Ground Motion Data Strong-motion records were recovered from twenty-two ground motion stations maintained by CDMG during the Morgan Hill earthquake. These stations are indicated on the location map of Figure 1. The closest station, Halls Valley, was approximately 4 km from the epicenter. The most distant station was Mendota, 130 km southeast of the epicenter. Many stations to the northwest which were closer than Mendota were not triggered, though fully operational. (Nominal trigger threshold level is between 0.5 and 1.0% g, on the vertical.)

The stations are identified in Figure 1 by a three-digit code. Table 1 cross-references this code, the station number, and the station name. Table 2, ordered by station name, provides information on the site conditions and/or structure. For convenience, the station Location map in Figure 1 has been partitioned into three areas: 1) San Jose and regions to the south, 2) the San Francisco Peninsula, and 3 ) east of the San Francisco Bay. In Tables 1 and 2 the area number of each station is indicated, as well as the page number on which the recorded accelerogram appears. Detailed information on each record is given in Table 3, again arranged by area.
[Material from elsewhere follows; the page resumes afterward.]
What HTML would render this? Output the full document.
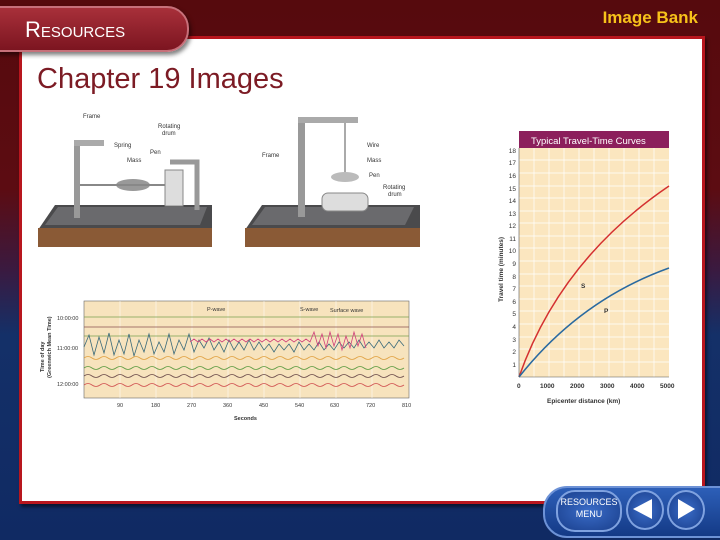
<!DOCTYPE html>
<html><head><meta charset="utf-8"><style>
body{margin:0;width:720px;height:540px;overflow:hidden;font-family:"Liberation Sans",sans-serif;
background:linear-gradient(180deg,#560a0d 0%,#5c0c12 35%,#3a1a40 50%,#143068 62%,#102a63 100%);position:relative}
.panel{position:absolute;left:19px;top:36px;width:680px;height:462px;background:#fff;border:3px solid #b8161e;box-shadow:2px 3px 3px rgba(0,0,0,.5)}
.tab{position:absolute;left:-10px;top:6px;width:195px;height:42px;background:linear-gradient(#a8303a,#7c1520);border-radius:0 22px 22px 0;border:2px solid #c7707a;box-shadow:2px 3px 4px rgba(0,0,0,.5)}
.tab span{position:absolute;left:33px;top:9px;color:#fff;font-size:22px;font-variant:small-caps}
.ib{position:absolute;right:22px;top:8px;color:#f7c21a;font-weight:bold;font-size:17px}
h1{position:absolute;left:37px;top:63px;margin:0;font-weight:normal;font-size:29px;color:#7c1b24}
.nav{position:absolute;left:543px;top:486px;width:200px;height:48px;background:linear-gradient(#2d5fb8,#143a86);border-radius:24px 0 0 24px;border:2px solid #6d92d6}
.btn{position:absolute;border-radius:50%;background:radial-gradient(#3a6cc8,#1a3f8c);border:2px solid #7fa2e0}
</style></head><body>
<div class="panel"></div>
<div class="tab"><span>Resources</span></div>
<div class="ib">Image Bank</div>
<h1>Chapter 19 Images</h1>
<svg style="position:absolute;left:0;top:0" width="720" height="540">
<polygon points="38,230 55,205 212,205 212,230" fill="#4a4a4c"/>
<rect x="38" y="228" width="174" height="19" fill="#8a5a36"/>
<polygon points="45,225 58,207 207,207 200,225" fill="#6a6a6d"/>
<rect x="74" y="140" width="6" height="78" fill="#999"/><rect x="74" y="140" width="30" height="6" fill="#aaa"/>
<ellipse cx="133" cy="185" rx="17" ry="6" fill="#999"/><line x1="80" y1="185" x2="170" y2="185" stroke="#888" stroke-width="2"/>
<rect x="165" y="170" width="18" height="36" fill="#ddd" stroke="#888"/>
<path d="M170 162h27v48" stroke="#999" stroke-width="5" fill="none"/>
<g font-size="6" fill="#333"><text x="83" y="118">Frame</text><text x="114" y="147">Spring</text><text x="127" y="162">Mass</text><text x="150" y="154">Pen</text><text x="158" y="128">Rotating</text><text x="162" y="135">drum</text></g>
<polygon points="245,230 262,205 420,205 420,230" fill="#4a4a4c"/>
<rect x="245" y="228" width="175" height="19" fill="#8a5a36"/>
<polygon points="252,225 265,207 414,207 405,225" fill="#6a6a6d"/>
<rect x="298" y="117" width="7" height="100" fill="#999"/><rect x="298" y="117" width="60" height="6" fill="#aaa"/>
<line x1="345" y1="123" x2="345" y2="175" stroke="#555"/>
<ellipse cx="345" cy="177" rx="14" ry="5" fill="#bbb"/>
<rect x="322" y="193" width="46" height="18" rx="6" fill="#ddd" stroke="#888"/>
<g font-size="6" fill="#333"><text x="262" y="157">Frame</text><text x="367" y="147">Wire</text><text x="367" y="162">Mass</text><text x="369" y="177">Pen</text><text x="383" y="189">Rotating</text><text x="388" y="196">drum</text></g>
<rect x="84" y="301" width="325" height="97" fill="#f7e3bd" stroke="#666" stroke-width=".6"/>
<g stroke="#fff" stroke-width=".5"><line x1="120" y1="301" x2="120" y2="398"/><line x1="156" y1="301" x2="156" y2="398"/><line x1="192" y1="301" x2="192" y2="398"/><line x1="228" y1="301" x2="228" y2="398"/><line x1="264" y1="301" x2="264" y2="398"/><line x1="300" y1="301" x2="300" y2="398"/><line x1="336" y1="301" x2="336" y2="398"/><line x1="372" y1="301" x2="372" y2="398"/></g>
<g fill="none" stroke-width=".8">
<line x1="84" y1="317" x2="409" y2="317" stroke="#7aa050"/><line x1="84" y1="327" x2="409" y2="327" stroke="#8a5050"/><line x1="84" y1="336" x2="409" y2="336" stroke="#7aa050"/>
<path d="M84 347 l5-12 5 20 5-18 5 16 5-20 5 22 5-15 5 14 5-20 5 22 5-16 5 12 5-18 5 20 5-12 5 10 5-18 5 20 5-14 5 10 5-16 5 18 5-12 5 8 5-10 5 12 5-8 5 10 5-12 5 10 5-8 5 8 5-10 5 10 5-8 5 8 5-6 5 8 5-8 5 6 5-6 5 8 5-10 5 8 5-6 5 6 5-8 5 8 5-6 5 6 5-8 5 6 5-6 5 6 5-8 5 8 5-6 5 6 5-8 5 8 5-6 5 6 5-8 5 6" stroke="#3a6a7a"/>
<path d="M190 342 l4-3 4 3 4-3 4 3 4-3 4 3 4-3 4 3 4-3 4 3 4-3 4 3 4-3 4 3 4-3 4 3 4-3 4 3 4-3 4 3 4-3 4 3 4-3 4 3 4-3 4 3 4-3 4 3 4-3 4 3 4-10 4 14 4-12 4 14 4-16 4 14 4-12 4 16 4-14 4 12 4-16 4 14 4-12 4 14" stroke="#d0407a"/>
<path d="M84 358 q4-3 8 0 t8 0 t8 0 t8 0 t8 0 t8 0 t8 0 t8 0 t8 0 t8 0 t8 0 t8 0 t8 0 t8 0 t8 0 t8 0 t8 0 t8 0 t8 0 t8 0 t8 0 t8 0 t8 0 t8 0 t8 0 t8 0 t8 0 t8 0 t8 0 t8 0 t8 0 t8 0 t8 0 t8 0 t8 0 t8 0 t8 0 t8 0 t8 0 t8 0" stroke="#e0a040"/>
<path d="M84 368 q4-3 8 0 t8 0 t8 0 t8 0 t8 0 t8 0 t8 0 t8 0 t8 0 t8 0 t8 0 t8 0 t8 0 t8 0 t8 0 t8 0 t8 0 t8 0 t8 0 t8 0 t8 0 t8 0 t8 0 t8 0 t8 0 t8 0 t8 0 t8 0 t8 0 t8 0 t8 0 t8 0 t8 0 t8 0 t8 0 t8 0 t8 0 t8 0 t8 0 t8 0" stroke="#5a9a40"/>
<path d="M84 376 q4-3 8 0 t8 0 t8 0 t8 0 t8 0 t8 0 t8 0 t8 0 t8 0 t8 0 t8 0 t8 0 t8 0 t8 0 t8 0 t8 0 t8 0 t8 0 t8 0 t8 0 t8 0 t8 0 t8 0 t8 0 t8 0 t8 0 t8 0 t8 0 t8 0 t8 0 t8 0 t8 0 t8 0 t8 0 t8 0 t8 0 t8 0 t8 0 t8 0 t8 0" stroke="#6a4a4a"/>
<path d="M84 385 q4-3 8 0 t8 0 t8 0 t8 0 t8 0 t8 0 t8 0 t8 0 t8 0 t8 0 t8 0 t8 0 t8 0 t8 0 t8 0 t8 0 t8 0 t8 0 t8 0 t8 0 t8 0 t8 0 t8 0 t8 0 t8 0 t8 0 t8 0 t8 0 t8 0 t8 0 t8 0 t8 0 t8 0 t8 0 t8 0 t8 0 t8 0 t8 0 t8 0 t8 0" stroke="#d05050"/>
</g>
<g font-size="5.5" fill="#333"><text x="57" y="320">10:00:00</text><text x="57" y="350">11:00:00</text><text x="57" y="386">12:00:00</text>
<text x="207" y="311">P-wave</text><text x="300" y="311">S-wave</text><text x="330" y="312">Surface wave</text>
<text x="117" y="407">90</text><text x="151" y="407">180</text><text x="187" y="407">270</text><text x="223" y="407">360</text><text x="259" y="407">450</text><text x="295" y="407">540</text><text x="330" y="407">630</text><text x="366" y="407">720</text><text x="402" y="407">810</text>
<text x="234" y="420" font-weight="bold">Seconds</text>
<text transform="translate(44,372) rotate(-90)" font-weight="bold">Time of day</text><text transform="translate(51,378) rotate(-90)" font-weight="bold">(Greenwich Mean Time)</text></g>
<rect x="519" y="131" width="150" height="17" fill="#8c1f5c"/>
<text x="531" y="144" font-size="9.5" fill="#fff">Typical Travel-Time Curves</text>
<rect x="519" y="148" width="150" height="229" fill="#fbe6bf"/>
<g stroke="#fff" stroke-width=".7">
<line x1="519" y1="160" x2="669" y2="160"/><line x1="519" y1="173" x2="669" y2="173"/><line x1="519" y1="186" x2="669" y2="186"/><line x1="519" y1="198" x2="669" y2="198"/><line x1="519" y1="211" x2="669" y2="211"/><line x1="519" y1="223" x2="669" y2="223"/><line x1="519" y1="236" x2="669" y2="236"/><line x1="519" y1="248" x2="669" y2="248"/><line x1="519" y1="261" x2="669" y2="261"/><line x1="519" y1="274" x2="669" y2="274"/><line x1="519" y1="286" x2="669" y2="286"/><line x1="519" y1="299" x2="669" y2="299"/><line x1="519" y1="311" x2="669" y2="311"/><line x1="519" y1="324" x2="669" y2="324"/><line x1="519" y1="337" x2="669" y2="337"/><line x1="519" y1="349" x2="669" y2="349"/><line x1="519" y1="362" x2="669" y2="362"/>
<line x1="534" y1="148" x2="534" y2="377"/><line x1="549" y1="148" x2="549" y2="377"/><line x1="564" y1="148" x2="564" y2="377"/><line x1="579" y1="148" x2="579" y2="377"/><line x1="594" y1="148" x2="594" y2="377"/><line x1="609" y1="148" x2="609" y2="377"/><line x1="624" y1="148" x2="624" y2="377"/><line x1="639" y1="148" x2="639" y2="377"/><line x1="654" y1="148" x2="654" y2="377"/>
</g>
<path d="M519 377 Q 560 260 669 186" stroke="#d43030" stroke-width="1.5" fill="none"/>
<path d="M519 377 Q 580 300 669 268" stroke="#2a6aa0" stroke-width="1.5" fill="none"/>
<line x1="519" y1="148" x2="519" y2="377" stroke="#555" stroke-width=".6"/><line x1="519" y1="377" x2="669" y2="377" stroke="#555" stroke-width=".6"/>
<g font-size="6.5" font-weight="bold" fill="#333">
<text x="581" y="288">S</text><text x="604" y="313">P</text>
<text x="517" y="388">0</text><text x="540" y="388">1000</text><text x="570" y="388">2000</text><text x="600" y="388">3000</text><text x="630" y="388">4000</text><text x="660" y="388">5000</text>
<text x="547" y="403">Epicenter distance (km)</text>
<text transform="translate(503,302) rotate(-90)">Travel time (minutes)</text>
</g>
<g font-size="6.5" fill="#333" text-anchor="end">
<text x="516" y="153">18</text><text x="516" y="165">17</text><text x="516" y="178">16</text><text x="516" y="191">15</text><text x="516" y="203">14</text><text x="516" y="216">13</text><text x="516" y="228">12</text><text x="516" y="241">11</text><text x="516" y="253">10</text><text x="516" y="266">9</text><text x="516" y="279">8</text><text x="516" y="291">7</text><text x="516" y="304">6</text><text x="516" y="316">5</text><text x="516" y="329">4</text><text x="516" y="342">3</text><text x="516" y="354">2</text><text x="516" y="367">1</text>
</g>
</svg>
<div class="nav"></div>
<div class="btn" style="left:556px;top:490px;width:62px;height:38px;border-radius:19px"></div>
<div style="position:absolute;left:556px;top:496px;width:66px;text-align:center;color:#fff;font-size:9px;line-height:12px">RESOURCES<br>MENU</div>
<div class="btn" style="left:626px;top:490px;width:34px;height:36px"></div>
<div class="btn" style="left:667px;top:490px;width:34px;height:36px"></div>
<svg style="position:absolute;left:0;top:0" width="720" height="540"><polygon points="633,509 652,499 652,519" fill="#fff"/><polygon points="695,509 678,499 678,519" fill="#fff"/></svg>
</body></html>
The record from the Coyote Lake Dam station (which has also been called San Martin- Coyote Creek) recorded an unusually high horizontal peak acceleration of approximately 1.3 g. Because this record has large-amplitude excursions and trace crossings, a photographic enlargement of the high acceleration section record is included with the record (p. 26).

The Coyote Lake station is a few kilometers directly down the fault from the end of the aftershock distribution which extends from Halls Valley to near Anderson Lake. It should be noted that the Coyote Lake Dam station is not a good quality free-field or ground-response installation by current standards. Although housed in an especially constructed instrument shelter (Armco) , the shelter is located near the southwest abutment of the ( earth-filled ) dam and near a ridge-1ike formation extending from the valley wall. The import of these aspects may be expected to be the subject of future investigations. The location of the instrument in relation to the dam structure is shown in Figure 2, which also shows the local topography before and after the dam was constructed (from Buangan and Wahler, 1980).

To verify satisfactory operation of the Coyote Lake accelerograph, the unit was subjected to calibration and instrument-comparison tests after the earthquake. No evidence of improper operating characteristics was found in either static or dynamic tests. To learn the effects of the surroundings of the station on the record, an additional instrument is being installed in a small structure approximately 1500 f t south of the dam so comparative records may be obtained during aftershocks of the Morgan Hill event and other future earthquakes.

It should be noted that a strong motion record was obtained at the Coyote Dam station during the 1979 Coyote Lake earthquake. That record, with peak accelerations near 25% g (Porcella et al., 1979), appears to exhibit no evidence for anomalous site characteristics.

Gilroy Array
The Morgan Hill earthquake generated the second suite of strong motion records from the Gilroy Array, an east-west alignment of stations extending across the Calaveras fault near Gilroy (Figure 1). This array is a cooperative effort of the CDMG Strong Motion Instrumentation Program (SMIP) and the USGS Seismic Engineering Branch, and is currently instrumented and maintained by SMIP. In addition to the Gilroy array stations #1 through #6, CDMG has added station #7 (sited by R. McJunkin following the 1979 event) and the Gavilan College station. This array, extending from rock on the east across the alluvial Santa Clara Valley to rock on the west, provided significant records in both the 1979 event and this event. In this event, most of the array records have a high acceleration signal on the vertical component early in the record.

Another cooperative array, the APEEL strong-motion array, only recorded low amplitude records and was not triggered in its entirety.